Short task:
Find all lines in the listing that include the word "React", then copy them.

Data shown:

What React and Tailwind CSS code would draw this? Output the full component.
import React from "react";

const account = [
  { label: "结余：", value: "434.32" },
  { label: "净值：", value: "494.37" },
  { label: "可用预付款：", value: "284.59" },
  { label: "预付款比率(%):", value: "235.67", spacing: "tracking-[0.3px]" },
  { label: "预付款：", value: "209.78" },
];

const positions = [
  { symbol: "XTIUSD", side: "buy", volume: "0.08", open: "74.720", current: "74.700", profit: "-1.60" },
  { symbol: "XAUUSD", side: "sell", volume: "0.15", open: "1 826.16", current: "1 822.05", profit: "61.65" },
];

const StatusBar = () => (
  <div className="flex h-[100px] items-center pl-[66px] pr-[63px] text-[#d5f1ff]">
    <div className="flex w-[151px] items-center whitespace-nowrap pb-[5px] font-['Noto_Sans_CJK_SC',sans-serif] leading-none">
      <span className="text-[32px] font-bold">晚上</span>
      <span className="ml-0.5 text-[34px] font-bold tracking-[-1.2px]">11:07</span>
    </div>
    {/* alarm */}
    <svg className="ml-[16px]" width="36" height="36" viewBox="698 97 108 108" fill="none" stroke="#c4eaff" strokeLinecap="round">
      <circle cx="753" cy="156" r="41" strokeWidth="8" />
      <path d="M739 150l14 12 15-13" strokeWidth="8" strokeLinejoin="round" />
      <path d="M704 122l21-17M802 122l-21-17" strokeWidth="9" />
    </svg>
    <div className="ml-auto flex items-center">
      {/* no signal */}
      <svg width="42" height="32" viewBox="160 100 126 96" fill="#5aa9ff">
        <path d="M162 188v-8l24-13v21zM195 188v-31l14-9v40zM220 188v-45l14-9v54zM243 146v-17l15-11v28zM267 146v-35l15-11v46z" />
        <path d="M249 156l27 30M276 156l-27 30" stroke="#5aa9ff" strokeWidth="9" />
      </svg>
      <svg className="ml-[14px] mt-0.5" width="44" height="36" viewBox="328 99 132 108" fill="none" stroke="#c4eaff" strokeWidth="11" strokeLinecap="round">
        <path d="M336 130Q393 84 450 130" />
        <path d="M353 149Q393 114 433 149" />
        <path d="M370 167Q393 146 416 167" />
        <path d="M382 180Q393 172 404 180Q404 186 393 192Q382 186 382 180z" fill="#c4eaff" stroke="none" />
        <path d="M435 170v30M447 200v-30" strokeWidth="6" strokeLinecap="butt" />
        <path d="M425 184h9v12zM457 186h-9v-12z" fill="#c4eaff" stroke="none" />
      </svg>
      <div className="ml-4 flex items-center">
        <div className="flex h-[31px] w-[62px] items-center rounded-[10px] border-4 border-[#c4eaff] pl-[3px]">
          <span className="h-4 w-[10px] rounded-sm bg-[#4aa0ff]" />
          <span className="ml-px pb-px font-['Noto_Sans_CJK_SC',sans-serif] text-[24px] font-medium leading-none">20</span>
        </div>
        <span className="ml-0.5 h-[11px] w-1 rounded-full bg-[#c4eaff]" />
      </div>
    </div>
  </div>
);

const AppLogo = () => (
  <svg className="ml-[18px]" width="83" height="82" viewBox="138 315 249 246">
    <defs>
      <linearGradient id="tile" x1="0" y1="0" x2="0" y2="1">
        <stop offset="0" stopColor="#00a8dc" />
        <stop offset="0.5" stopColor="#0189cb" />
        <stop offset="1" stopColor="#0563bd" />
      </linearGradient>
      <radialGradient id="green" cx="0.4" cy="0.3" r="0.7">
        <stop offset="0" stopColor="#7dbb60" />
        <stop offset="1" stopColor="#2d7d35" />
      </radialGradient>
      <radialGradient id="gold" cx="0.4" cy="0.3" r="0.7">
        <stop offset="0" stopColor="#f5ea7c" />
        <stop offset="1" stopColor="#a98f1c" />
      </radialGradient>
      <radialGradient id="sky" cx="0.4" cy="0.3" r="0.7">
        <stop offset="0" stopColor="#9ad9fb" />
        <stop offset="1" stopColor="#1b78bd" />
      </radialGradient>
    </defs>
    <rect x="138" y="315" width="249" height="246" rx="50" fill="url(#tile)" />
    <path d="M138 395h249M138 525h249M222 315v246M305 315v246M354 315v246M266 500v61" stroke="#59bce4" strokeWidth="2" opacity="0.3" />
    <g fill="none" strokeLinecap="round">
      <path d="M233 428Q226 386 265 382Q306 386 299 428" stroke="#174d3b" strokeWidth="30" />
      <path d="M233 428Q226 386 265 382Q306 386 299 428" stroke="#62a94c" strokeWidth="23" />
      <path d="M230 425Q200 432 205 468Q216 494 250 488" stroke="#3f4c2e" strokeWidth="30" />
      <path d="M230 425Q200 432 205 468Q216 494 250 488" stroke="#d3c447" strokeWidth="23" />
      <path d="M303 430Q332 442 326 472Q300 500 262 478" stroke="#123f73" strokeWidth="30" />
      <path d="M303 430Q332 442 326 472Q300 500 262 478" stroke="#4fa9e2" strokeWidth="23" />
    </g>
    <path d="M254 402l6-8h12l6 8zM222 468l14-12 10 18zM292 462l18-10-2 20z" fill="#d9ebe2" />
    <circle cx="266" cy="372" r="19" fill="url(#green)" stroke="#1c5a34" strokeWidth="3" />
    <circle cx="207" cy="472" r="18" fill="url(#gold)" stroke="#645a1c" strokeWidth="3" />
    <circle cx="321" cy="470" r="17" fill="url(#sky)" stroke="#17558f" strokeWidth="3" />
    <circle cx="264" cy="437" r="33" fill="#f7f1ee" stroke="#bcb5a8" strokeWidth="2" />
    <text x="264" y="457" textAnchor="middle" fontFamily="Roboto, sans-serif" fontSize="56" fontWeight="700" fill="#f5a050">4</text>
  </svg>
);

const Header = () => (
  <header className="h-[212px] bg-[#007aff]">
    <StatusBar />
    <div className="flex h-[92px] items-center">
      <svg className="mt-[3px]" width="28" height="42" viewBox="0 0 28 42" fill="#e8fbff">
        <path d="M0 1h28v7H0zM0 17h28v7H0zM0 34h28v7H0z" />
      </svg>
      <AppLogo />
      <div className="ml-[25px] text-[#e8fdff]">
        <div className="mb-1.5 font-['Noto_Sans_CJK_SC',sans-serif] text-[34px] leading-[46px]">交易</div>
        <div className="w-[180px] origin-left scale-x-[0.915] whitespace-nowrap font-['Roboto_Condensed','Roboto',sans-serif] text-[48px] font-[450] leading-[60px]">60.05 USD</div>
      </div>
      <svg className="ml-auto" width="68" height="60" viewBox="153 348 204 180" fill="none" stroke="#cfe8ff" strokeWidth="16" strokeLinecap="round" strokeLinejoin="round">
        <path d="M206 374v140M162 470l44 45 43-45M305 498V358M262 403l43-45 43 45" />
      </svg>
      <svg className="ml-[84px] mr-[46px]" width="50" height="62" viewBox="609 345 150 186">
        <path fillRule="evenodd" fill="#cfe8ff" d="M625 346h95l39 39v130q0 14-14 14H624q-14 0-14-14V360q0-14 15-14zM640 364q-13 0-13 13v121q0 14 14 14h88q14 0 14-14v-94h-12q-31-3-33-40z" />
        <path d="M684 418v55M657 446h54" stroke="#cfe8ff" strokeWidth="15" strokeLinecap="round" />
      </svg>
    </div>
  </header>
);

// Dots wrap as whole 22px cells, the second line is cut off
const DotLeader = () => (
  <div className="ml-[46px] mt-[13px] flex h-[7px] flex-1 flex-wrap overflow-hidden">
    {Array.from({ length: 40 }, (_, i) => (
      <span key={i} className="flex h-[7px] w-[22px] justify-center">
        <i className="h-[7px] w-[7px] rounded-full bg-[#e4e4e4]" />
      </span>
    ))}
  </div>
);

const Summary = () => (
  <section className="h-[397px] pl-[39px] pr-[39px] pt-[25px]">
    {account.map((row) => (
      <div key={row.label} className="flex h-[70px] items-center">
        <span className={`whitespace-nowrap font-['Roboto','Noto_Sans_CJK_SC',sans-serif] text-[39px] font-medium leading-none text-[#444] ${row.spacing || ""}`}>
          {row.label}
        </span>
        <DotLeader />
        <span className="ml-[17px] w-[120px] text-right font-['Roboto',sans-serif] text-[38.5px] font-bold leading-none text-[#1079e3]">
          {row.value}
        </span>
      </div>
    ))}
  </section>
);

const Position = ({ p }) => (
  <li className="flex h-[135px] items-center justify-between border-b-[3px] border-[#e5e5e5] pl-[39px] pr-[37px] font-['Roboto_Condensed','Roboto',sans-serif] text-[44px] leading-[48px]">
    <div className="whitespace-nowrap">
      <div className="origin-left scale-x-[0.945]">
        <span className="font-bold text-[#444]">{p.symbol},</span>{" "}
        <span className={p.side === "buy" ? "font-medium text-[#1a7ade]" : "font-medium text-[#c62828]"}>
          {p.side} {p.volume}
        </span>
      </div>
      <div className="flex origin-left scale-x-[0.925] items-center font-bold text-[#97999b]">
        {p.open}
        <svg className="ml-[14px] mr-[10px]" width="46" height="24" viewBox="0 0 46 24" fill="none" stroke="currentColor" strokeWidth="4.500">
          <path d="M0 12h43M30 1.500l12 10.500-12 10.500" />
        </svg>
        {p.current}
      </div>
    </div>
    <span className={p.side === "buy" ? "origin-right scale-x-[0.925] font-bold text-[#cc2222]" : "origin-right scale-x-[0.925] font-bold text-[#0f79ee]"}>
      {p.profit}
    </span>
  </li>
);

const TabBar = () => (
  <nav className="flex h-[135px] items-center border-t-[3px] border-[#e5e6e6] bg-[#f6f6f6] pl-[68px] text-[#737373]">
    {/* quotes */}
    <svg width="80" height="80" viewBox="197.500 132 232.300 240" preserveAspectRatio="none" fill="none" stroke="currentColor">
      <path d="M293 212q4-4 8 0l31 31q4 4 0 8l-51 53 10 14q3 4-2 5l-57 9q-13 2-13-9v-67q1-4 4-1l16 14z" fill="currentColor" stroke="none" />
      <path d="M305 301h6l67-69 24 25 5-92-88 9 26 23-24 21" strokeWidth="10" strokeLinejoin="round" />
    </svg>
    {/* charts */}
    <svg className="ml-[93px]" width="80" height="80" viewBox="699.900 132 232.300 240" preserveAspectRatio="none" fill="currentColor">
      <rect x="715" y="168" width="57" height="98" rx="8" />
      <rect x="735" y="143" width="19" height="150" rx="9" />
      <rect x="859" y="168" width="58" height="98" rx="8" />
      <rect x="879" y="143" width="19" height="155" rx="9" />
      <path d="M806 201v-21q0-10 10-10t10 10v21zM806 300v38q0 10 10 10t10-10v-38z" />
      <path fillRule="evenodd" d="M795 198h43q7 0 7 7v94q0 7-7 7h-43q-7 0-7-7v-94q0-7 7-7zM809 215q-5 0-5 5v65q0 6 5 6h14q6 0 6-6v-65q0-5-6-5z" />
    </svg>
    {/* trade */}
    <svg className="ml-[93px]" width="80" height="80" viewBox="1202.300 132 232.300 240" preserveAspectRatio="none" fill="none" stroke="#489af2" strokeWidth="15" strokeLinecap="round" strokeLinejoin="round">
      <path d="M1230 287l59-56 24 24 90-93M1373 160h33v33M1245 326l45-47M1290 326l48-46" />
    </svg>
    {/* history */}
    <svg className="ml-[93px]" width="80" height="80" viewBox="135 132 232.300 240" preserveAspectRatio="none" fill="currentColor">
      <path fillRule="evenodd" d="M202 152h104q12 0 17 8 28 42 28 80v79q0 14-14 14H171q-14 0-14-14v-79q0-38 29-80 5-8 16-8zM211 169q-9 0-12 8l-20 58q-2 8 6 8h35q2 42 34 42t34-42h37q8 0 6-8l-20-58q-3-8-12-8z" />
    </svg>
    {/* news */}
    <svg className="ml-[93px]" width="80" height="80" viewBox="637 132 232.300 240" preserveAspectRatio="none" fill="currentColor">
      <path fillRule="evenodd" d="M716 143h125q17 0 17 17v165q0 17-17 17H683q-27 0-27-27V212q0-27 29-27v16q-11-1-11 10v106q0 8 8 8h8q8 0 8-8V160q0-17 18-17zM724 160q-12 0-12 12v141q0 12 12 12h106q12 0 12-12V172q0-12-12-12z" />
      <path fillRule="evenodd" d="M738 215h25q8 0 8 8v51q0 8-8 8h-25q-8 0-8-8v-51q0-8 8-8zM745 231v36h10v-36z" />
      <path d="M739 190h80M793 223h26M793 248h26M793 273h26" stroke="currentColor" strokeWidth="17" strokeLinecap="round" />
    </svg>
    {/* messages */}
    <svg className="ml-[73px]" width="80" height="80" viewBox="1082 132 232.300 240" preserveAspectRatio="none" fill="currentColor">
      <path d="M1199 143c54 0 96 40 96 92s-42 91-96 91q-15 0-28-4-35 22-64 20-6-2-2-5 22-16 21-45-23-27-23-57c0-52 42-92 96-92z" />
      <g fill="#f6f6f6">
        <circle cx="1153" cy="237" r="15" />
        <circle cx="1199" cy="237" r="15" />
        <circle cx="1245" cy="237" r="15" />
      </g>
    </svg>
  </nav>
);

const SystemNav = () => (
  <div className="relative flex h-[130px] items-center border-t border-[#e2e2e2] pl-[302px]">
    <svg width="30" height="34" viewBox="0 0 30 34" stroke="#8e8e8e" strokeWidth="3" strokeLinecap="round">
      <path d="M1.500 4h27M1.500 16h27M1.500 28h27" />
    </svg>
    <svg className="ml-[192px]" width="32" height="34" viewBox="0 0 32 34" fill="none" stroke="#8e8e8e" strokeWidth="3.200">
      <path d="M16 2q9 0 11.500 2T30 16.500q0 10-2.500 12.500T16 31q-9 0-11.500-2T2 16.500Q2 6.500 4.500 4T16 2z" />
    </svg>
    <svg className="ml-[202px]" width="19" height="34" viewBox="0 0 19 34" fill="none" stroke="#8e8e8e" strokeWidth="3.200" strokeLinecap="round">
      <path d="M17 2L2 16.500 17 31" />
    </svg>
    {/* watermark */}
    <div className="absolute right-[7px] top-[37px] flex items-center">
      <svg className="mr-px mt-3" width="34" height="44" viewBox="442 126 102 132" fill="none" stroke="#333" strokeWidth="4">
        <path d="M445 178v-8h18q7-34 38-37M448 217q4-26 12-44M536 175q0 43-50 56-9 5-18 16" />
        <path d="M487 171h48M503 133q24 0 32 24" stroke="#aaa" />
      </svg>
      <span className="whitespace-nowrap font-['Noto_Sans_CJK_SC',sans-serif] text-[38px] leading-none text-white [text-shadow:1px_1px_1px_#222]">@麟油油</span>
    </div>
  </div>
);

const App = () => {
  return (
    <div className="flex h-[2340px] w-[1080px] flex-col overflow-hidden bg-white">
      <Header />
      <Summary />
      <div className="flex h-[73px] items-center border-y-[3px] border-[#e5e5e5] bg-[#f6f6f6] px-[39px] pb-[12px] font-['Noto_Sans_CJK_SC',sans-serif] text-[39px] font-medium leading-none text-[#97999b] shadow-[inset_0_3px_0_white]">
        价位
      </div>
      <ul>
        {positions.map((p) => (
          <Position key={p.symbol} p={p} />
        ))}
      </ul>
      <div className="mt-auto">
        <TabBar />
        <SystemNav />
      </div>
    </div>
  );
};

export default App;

Output of the exercise:
What React and Tailwind CSS code would draw this? Output the full component.
import React from "react";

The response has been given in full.